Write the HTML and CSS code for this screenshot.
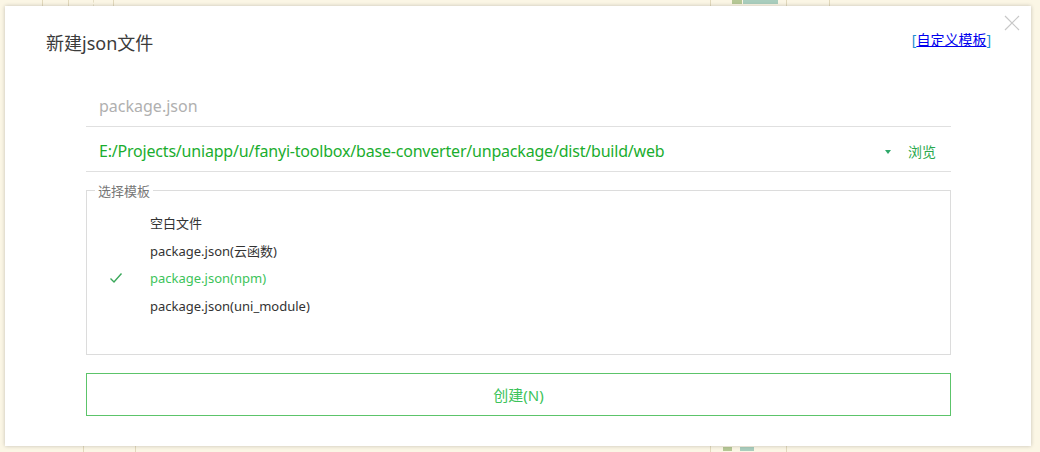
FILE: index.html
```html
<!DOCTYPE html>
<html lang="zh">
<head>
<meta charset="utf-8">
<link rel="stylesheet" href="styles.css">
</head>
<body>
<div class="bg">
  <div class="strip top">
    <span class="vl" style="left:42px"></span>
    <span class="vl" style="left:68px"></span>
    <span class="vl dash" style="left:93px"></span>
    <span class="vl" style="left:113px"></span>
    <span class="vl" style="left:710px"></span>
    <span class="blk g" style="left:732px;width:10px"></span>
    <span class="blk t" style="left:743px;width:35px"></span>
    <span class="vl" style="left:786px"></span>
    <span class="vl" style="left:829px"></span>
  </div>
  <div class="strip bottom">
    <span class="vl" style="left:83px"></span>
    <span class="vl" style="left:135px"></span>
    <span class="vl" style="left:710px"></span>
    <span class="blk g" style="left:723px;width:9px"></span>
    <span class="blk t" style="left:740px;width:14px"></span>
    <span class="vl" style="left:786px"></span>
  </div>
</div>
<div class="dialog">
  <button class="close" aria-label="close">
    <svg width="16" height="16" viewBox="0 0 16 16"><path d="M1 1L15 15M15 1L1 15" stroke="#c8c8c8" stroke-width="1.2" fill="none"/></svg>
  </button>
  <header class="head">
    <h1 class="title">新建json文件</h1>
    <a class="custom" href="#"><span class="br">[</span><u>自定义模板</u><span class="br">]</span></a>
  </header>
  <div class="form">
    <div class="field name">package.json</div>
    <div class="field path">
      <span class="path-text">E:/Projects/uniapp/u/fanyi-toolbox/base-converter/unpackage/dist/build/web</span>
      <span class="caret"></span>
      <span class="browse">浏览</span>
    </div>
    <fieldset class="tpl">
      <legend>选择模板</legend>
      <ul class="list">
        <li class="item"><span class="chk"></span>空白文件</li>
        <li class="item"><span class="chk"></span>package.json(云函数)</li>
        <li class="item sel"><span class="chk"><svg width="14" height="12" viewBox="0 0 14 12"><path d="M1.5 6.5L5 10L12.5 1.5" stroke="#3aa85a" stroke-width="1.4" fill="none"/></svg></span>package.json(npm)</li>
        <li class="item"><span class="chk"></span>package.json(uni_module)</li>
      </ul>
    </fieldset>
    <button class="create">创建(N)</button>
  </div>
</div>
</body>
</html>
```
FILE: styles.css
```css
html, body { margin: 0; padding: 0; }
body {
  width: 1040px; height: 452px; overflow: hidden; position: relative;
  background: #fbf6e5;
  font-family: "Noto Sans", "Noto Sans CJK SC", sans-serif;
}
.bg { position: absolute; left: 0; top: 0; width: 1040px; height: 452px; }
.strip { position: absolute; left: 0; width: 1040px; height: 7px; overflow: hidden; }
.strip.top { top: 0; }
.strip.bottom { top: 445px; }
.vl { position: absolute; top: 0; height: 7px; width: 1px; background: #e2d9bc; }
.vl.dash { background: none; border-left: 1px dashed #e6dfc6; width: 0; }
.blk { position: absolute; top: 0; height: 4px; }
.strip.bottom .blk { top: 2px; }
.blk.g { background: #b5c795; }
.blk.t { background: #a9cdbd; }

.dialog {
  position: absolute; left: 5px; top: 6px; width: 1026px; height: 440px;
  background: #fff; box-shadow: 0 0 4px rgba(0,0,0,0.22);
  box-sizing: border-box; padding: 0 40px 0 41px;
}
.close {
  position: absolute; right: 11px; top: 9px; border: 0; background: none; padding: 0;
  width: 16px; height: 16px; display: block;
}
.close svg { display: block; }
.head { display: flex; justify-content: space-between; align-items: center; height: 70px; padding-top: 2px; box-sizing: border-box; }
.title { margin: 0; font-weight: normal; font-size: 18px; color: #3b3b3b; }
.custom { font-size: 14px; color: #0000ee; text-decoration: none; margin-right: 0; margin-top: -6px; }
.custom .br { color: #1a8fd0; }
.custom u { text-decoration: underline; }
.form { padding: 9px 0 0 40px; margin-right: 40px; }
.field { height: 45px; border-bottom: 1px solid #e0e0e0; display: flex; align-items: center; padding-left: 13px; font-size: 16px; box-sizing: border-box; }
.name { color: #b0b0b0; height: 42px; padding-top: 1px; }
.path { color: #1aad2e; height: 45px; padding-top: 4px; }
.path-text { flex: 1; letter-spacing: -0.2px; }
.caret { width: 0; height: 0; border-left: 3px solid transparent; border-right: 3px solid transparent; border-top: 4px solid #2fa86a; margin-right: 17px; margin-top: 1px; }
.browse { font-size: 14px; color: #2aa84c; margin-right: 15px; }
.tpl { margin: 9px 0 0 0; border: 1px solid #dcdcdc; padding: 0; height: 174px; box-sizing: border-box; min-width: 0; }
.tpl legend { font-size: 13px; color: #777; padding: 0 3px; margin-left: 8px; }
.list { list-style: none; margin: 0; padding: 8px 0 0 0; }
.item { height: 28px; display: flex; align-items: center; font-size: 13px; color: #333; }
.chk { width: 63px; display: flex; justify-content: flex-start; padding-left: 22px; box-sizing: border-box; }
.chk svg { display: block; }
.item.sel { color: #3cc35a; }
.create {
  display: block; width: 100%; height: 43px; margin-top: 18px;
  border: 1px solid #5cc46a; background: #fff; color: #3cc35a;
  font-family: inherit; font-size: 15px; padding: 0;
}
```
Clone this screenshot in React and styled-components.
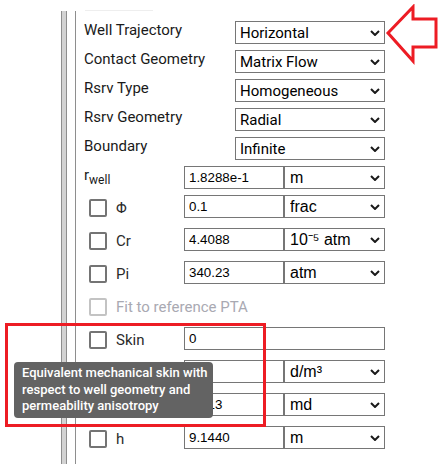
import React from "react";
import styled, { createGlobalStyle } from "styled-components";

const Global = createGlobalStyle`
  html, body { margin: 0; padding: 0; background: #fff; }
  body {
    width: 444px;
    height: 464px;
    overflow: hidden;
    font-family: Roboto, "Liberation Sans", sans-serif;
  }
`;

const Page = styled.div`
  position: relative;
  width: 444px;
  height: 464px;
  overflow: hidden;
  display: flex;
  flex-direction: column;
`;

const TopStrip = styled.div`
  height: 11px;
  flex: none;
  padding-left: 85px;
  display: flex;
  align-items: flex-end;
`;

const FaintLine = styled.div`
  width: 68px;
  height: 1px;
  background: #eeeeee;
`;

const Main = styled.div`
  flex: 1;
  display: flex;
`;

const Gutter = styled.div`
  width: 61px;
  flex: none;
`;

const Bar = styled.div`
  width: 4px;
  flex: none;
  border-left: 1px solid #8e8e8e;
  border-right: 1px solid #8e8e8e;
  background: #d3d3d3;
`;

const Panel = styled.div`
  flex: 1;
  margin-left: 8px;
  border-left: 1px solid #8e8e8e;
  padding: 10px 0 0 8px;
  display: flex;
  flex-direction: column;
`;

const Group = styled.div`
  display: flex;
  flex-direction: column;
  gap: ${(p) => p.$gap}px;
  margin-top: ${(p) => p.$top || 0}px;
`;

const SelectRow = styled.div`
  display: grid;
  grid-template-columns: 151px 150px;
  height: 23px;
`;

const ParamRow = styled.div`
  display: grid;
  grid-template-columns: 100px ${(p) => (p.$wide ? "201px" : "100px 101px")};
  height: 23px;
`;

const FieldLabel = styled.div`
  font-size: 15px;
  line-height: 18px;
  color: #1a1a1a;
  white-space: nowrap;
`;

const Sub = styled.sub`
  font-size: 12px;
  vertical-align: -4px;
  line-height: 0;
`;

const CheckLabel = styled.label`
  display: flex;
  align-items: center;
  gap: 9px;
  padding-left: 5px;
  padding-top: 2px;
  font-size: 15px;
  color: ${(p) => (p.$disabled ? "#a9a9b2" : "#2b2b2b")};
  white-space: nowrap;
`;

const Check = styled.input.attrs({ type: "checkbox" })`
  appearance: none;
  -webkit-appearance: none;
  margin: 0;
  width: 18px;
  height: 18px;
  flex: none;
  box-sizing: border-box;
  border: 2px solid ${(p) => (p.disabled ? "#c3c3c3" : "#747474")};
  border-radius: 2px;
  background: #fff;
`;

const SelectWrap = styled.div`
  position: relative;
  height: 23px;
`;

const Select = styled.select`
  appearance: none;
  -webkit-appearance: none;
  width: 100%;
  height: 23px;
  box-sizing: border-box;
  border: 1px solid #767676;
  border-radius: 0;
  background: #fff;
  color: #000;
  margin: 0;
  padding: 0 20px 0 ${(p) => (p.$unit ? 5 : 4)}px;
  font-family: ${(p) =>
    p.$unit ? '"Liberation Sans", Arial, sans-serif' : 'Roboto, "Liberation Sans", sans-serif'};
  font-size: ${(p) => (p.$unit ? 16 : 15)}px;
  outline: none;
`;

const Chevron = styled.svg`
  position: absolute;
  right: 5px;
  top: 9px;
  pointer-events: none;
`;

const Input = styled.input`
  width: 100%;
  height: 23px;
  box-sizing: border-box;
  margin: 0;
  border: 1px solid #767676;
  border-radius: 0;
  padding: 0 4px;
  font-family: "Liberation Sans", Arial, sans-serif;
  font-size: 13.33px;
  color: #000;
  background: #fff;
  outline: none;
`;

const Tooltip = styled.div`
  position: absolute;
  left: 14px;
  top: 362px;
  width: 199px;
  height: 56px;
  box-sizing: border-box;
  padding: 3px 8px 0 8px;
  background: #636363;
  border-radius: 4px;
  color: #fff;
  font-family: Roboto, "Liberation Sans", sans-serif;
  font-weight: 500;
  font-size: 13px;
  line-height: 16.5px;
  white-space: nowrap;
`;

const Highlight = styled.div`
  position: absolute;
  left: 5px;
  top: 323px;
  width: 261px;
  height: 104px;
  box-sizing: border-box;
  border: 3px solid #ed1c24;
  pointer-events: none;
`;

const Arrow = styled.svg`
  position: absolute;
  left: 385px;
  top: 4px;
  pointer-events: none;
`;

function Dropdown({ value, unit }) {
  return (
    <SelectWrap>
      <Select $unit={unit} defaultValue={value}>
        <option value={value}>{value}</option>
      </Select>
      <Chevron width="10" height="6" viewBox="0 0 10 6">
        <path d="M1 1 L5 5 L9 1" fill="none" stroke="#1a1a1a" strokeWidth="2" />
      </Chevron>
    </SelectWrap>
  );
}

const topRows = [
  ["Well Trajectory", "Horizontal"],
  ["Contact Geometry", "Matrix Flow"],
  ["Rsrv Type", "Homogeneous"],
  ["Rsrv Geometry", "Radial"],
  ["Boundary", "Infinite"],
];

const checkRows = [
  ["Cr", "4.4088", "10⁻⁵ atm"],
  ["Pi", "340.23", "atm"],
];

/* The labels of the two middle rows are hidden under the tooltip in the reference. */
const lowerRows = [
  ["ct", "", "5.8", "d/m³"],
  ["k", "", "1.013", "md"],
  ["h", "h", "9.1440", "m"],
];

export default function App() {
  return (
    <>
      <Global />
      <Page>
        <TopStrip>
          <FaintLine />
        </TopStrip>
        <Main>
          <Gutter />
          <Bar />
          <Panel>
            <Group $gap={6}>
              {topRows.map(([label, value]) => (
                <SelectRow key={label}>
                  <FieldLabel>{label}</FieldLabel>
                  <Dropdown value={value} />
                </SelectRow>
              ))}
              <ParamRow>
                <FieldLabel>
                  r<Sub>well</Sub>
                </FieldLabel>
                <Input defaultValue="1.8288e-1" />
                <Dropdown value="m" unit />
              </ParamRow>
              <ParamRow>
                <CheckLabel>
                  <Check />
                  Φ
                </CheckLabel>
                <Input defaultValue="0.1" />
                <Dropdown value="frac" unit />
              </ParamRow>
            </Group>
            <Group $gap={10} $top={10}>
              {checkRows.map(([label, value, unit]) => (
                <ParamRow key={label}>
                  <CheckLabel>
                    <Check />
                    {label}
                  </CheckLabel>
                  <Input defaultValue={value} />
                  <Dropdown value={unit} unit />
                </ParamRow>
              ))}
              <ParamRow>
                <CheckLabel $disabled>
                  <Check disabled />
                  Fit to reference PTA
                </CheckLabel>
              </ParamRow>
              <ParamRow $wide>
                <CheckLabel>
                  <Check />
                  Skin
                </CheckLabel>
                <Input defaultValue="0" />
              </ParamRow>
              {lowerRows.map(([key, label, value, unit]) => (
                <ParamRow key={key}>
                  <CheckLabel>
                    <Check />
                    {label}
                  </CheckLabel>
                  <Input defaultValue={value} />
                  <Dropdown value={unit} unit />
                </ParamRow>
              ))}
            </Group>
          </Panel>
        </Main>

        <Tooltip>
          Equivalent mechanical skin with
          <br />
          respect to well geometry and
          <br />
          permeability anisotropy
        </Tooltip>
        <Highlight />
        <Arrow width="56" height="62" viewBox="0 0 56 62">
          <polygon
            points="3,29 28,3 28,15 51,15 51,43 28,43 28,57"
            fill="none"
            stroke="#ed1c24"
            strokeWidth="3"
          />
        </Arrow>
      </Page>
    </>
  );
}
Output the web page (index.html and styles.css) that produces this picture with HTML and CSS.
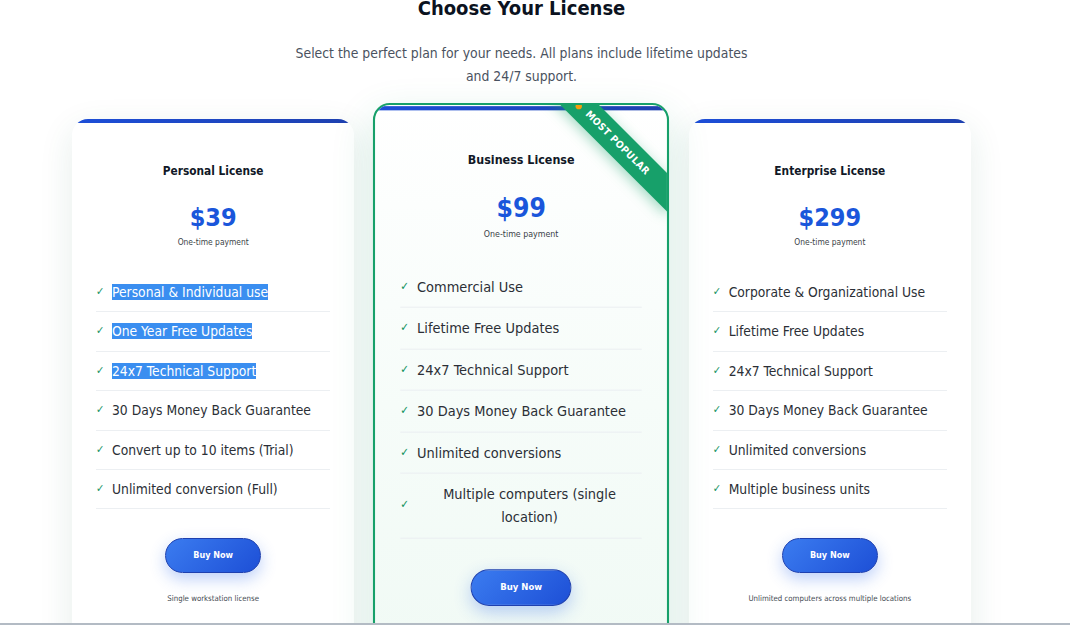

--- Task objective ---
The required answer is a single number: the count of lines in the entries that hold the string "this".

--- Output ---
3